# Required work
Your copy of the material below should match it exactly, except that it holds no pictures.

* start Supplied information *

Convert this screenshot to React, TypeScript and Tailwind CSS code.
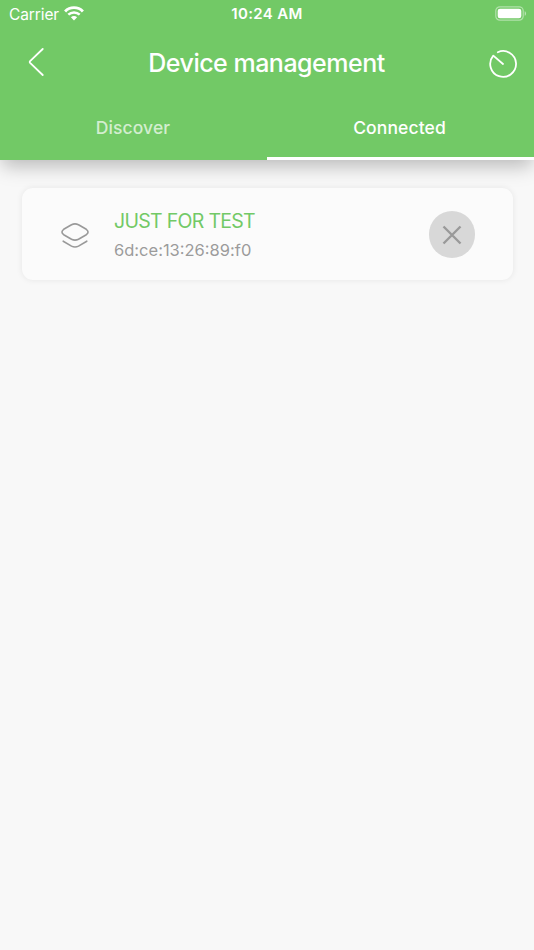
import type { ReactNode } from 'react'

function WifiIcon() {
  return (
    <svg width="20" height="15" viewBox="0 0 20 15" fill="none" stroke="white">
      <path d="M1.1 5.4C6 .4 14 .4 18.900 5.400" strokeWidth="2.900" />
      <path d="M4.300 8.700C7.500 5.600 12.500 5.600 15.700 8.700" strokeWidth="2.500" />
      <path d="M10 14.500L6.900 11.300C8.700 9.700 11.300 9.700 13.100 11.300Z" fill="white" stroke="none" />
    </svg>
  )
}

function BatteryIcon() {
  return (
    <svg width="32" height="15" viewBox="0 0 32 15" fill="none">
      <rect x="0.800" y="0.800" width="27.400" height="13.400" rx="4" stroke="white" strokeOpacity="0.450" strokeWidth="1.200" />
      <rect x="2.700" y="2.700" width="23.600" height="9.600" rx="2.300" fill="white" />
      <path d="M29.700 5.200C31.500 5.900 31.500 9.100 29.700 9.800Z" fill="white" fillOpacity="0.500" />
    </svg>
  )
}

function BackIcon() {
  return (
    <svg width="16" height="28" viewBox="0 0 16 28" fill="none" stroke="white" strokeWidth="1.800" strokeLinecap="round" strokeLinejoin="round">
      <path d="M14.700 1L2.100 13.200Q1.400 14 2.100 14.800L14.700 27" />
    </svg>
  )
}

function TimerIcon() {
  return (
    <svg width="28" height="28" viewBox="0 0 28 28" fill="none" stroke="white" strokeWidth="1.800" strokeLinecap="round" strokeLinejoin="round">
      <path d="M8.800 2.200A12.900 12.900 0 1 1 4.300 5.600L14 14" />
    </svg>
  )
}

function LayersIcon() {
  return (
    <svg width="28" height="26" viewBox="0 0 28 26" fill="none" stroke="#999999" strokeWidth="1.600" strokeLinecap="round" strokeLinejoin="round">
      <path d="M10.500 1.700Q14 0 17.500 1.700L25.300 6.300Q28.800 9 25.300 11.700L17.500 16.300Q14 18 10.500 16.300L2.700 11.700Q-.8 9 2.700 6.300Z" />
      <path d="M2.200 18.200L10.500 23.100Q14 24.900 17.500 23.100L25.800 18.200" />
    </svg>
  )
}

type TabProps = {
  active?: boolean
  children: ReactNode
}

function Tab({ active, children }: TabProps) {
  return (
    <button
      className={`flex h-16 w-1/2 items-center justify-center border-b-[3px] pt-[3px] text-[17.5px] font-medium tracking-[0.1px] ${
        active ? 'border-white pr-0.5 text-white' : 'border-transparent pr-px text-white/70'
      }`}
    >
      {children}
    </button>
  )
}

export default function App() {
  return (
    <div className="h-[950px] w-[534px] overflow-hidden bg-[#f8f8f8] font-['Inter',sans-serif]">
      <header className="h-40 bg-[#72c966] text-white shadow-[0_8px_18px_-2px_rgba(0,0,0,0.26)]">
        <div className="grid h-7 grid-cols-3 items-center pl-[9px] pr-[7px]">
          <div className="flex items-center gap-[5px] text-[15.5px]">
            <span className="pt-px tracking-[-0.1px]">Carrier</span>
            <div className="pb-0.5">
              <WifiIcon />
            </div>
          </div>
          <span className="pr-0.5 text-center text-[15px] font-semibold tracking-[0.35px]">10:24 AM</span>
          <div className="flex justify-end pb-px">
            <BatteryIcon />
          </div>
        </div>
        <div className="grid h-[68px] grid-cols-[1fr_auto_1fr] items-center pl-7 pr-[17px] pt-[3px]">
          <button className="w-7 pb-1">
            <BackIcon />
          </button>
          <h1 className="pr-3 text-[25px] font-medium tracking-[-0.5px]">Device management</h1>
          <button className="w-7 justify-self-end">
            <TimerIcon />
          </button>
        </div>
        <nav className="flex">
          <Tab>Discover</Tab>
          <Tab active>Connected</Tab>
        </nav>
      </header>

      <main className="px-[21.5px] pt-[28.4px]">
        <div className="flex h-[92px] items-center rounded-[11px] bg-[#fbfbfb] pl-[39.5px] pr-[37.5px] shadow-[0_0_6px_rgba(0,0,0,0.08)]">
          <div className="pt-1">
            <LayersIcon />
          </div>
          <div className="ml-[25px] flex-1 pt-[3px]">
            <p className="text-[19.5px] leading-[29px] tracking-[-0.7px] text-[#72c966]">JUST FOR TEST</p>
            <p className="text-[16.5px] leading-[29px] text-[#9b9b9b]">6d:ce:13:26:89:f0</p>
          </div>
          <button className="flex size-[46.5px] items-center justify-center rounded-full bg-[#d8d8d8] pt-px">
            <svg width="20" height="20" viewBox="0 0 20 20" stroke="#999999" strokeWidth="2.400">
              <path d="M1.500 1.500L18.500 18.500M18.500 1.500L1.500 18.500" />
            </svg>
          </button>
        </div>
      </main>
    </div>
  )
}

* end Supplied information *

# Full response
Convert this screenshot to React, TypeScript and Tailwind CSS code.
import type { ReactNode } from 'react'

function WifiIcon() {
  return (
    <svg width="20" height="15" viewBox="0 0 20 15" fill="none" stroke="white">
      <path d="M1.1 5.4C6 .4 14 .4 18.900 5.400" strokeWidth="2.900" />
      <path d="M4.300 8.700C7.500 5.600 12.500 5.600 15.700 8.700" strokeWidth="2.500" />
      <path d="M10 14.500L6.900 11.300C8.700 9.700 11.300 9.700 13.100 11.300Z" fill="white" stroke="none" />
    </svg>
  )
}

function BatteryIcon() {
  return (
    <svg width="32" height="15" viewBox="0 0 32 15" fill="none">
      <rect x="0.800" y="0.800" width="27.400" height="13.400" rx="4" stroke="white" strokeOpacity="0.450" strokeWidth="1.200" />
      <rect x="2.700" y="2.700" width="23.600" height="9.600" rx="2.300" fill="white" />
      <path d="M29.700 5.200C31.500 5.900 31.500 9.100 29.700 9.800Z" fill="white" fillOpacity="0.500" />
    </svg>
  )
}

function BackIcon() {
  return (
    <svg width="16" height="28" viewBox="0 0 16 28" fill="none" stroke="white" strokeWidth="1.800" strokeLinecap="round" strokeLinejoin="round">
      <path d="M14.700 1L2.100 13.200Q1.400 14 2.100 14.800L14.700 27" />
    </svg>
  )
}

function TimerIcon() {
  return (
    <svg width="28" height="28" viewBox="0 0 28 28" fill="none" stroke="white" strokeWidth="1.800" strokeLinecap="round" strokeLinejoin="round">
      <path d="M8.800 2.200A12.900 12.900 0 1 1 4.300 5.600L14 14" />
    </svg>
  )
}

function LayersIcon() {
  return (
    <svg width="28" height="26" viewBox="0 0 28 26" fill="none" stroke="#999999" strokeWidth="1.600" strokeLinecap="round" strokeLinejoin="round">
      <path d="M10.500 1.700Q14 0 17.500 1.700L25.300 6.300Q28.800 9 25.300 11.700L17.500 16.300Q14 18 10.500 16.300L2.700 11.700Q-.8 9 2.700 6.300Z" />
      <path d="M2.200 18.200L10.500 23.100Q14 24.900 17.500 23.100L25.800 18.200" />
    </svg>
  )
}

type TabProps = {
  active?: boolean
  children: ReactNode
}

function Tab({ active, children }: TabProps) {
  return (
    <button
      className={`flex h-16 w-1/2 items-center justify-center border-b-[3px] pt-[3px] text-[17.5px] font-medium tracking-[0.1px] ${
        active ? 'border-white pr-0.5 text-white' : 'border-transparent pr-px text-white/70'
      }`}
    >
      {children}
    </button>
  )
}

export default function App() {
  return (
    <div className="h-[950px] w-[534px] overflow-hidden bg-[#f8f8f8] font-['Inter',sans-serif]">
      <header className="h-40 bg-[#72c966] text-white shadow-[0_8px_18px_-2px_rgba(0,0,0,0.26)]">
        <div className="grid h-7 grid-cols-3 items-center pl-[9px] pr-[7px]">
          <div className="flex items-center gap-[5px] text-[15.5px]">
            <span className="pt-px tracking-[-0.1px]">Carrier</span>
            <div className="pb-0.5">
              <WifiIcon />
            </div>
          </div>
          <span className="pr-0.5 text-center text-[15px] font-semibold tracking-[0.35px]">10:24 AM</span>
          <div className="flex justify-end pb-px">
            <BatteryIcon />
          </div>
        </div>
        <div className="grid h-[68px] grid-cols-[1fr_auto_1fr] items-center pl-7 pr-[17px] pt-[3px]">
          <button className="w-7 pb-1">
            <BackIcon />
          </button>
          <h1 className="pr-3 text-[25px] font-medium tracking-[-0.5px]">Device management</h1>
          <button className="w-7 justify-self-end">
            <TimerIcon />
          </button>
        </div>
        <nav className="flex">
          <Tab>Discover</Tab>
          <Tab active>Connected</Tab>
        </nav>
      </header>

      <main className="px-[21.5px] pt-[28.4px]">
        <div className="flex h-[92px] items-center rounded-[11px] bg-[#fbfbfb] pl-[39.5px] pr-[37.5px] shadow-[0_0_6px_rgba(0,0,0,0.08)]">
          <div className="pt-1">
            <LayersIcon />
          </div>
          <div className="ml-[25px] flex-1 pt-[3px]">
            <p className="text-[19.5px] leading-[29px] tracking-[-0.7px] text-[#72c966]">JUST FOR TEST</p>
            <p className="text-[16.5px] leading-[29px] text-[#9b9b9b]">6d:ce:13:26:89:f0</p>
          </div>
          <button className="flex size-[46.5px] items-center justify-center rounded-full bg-[#d8d8d8] pt-px">
            <svg width="20" height="20" viewBox="0 0 20 20" stroke="#999999" strokeWidth="2.400">
              <path d="M1.500 1.500L18.500 18.500M18.500 1.500L1.500 18.500" />
            </svg>
          </button>
        </div>
      </main>
    </div>
  )
}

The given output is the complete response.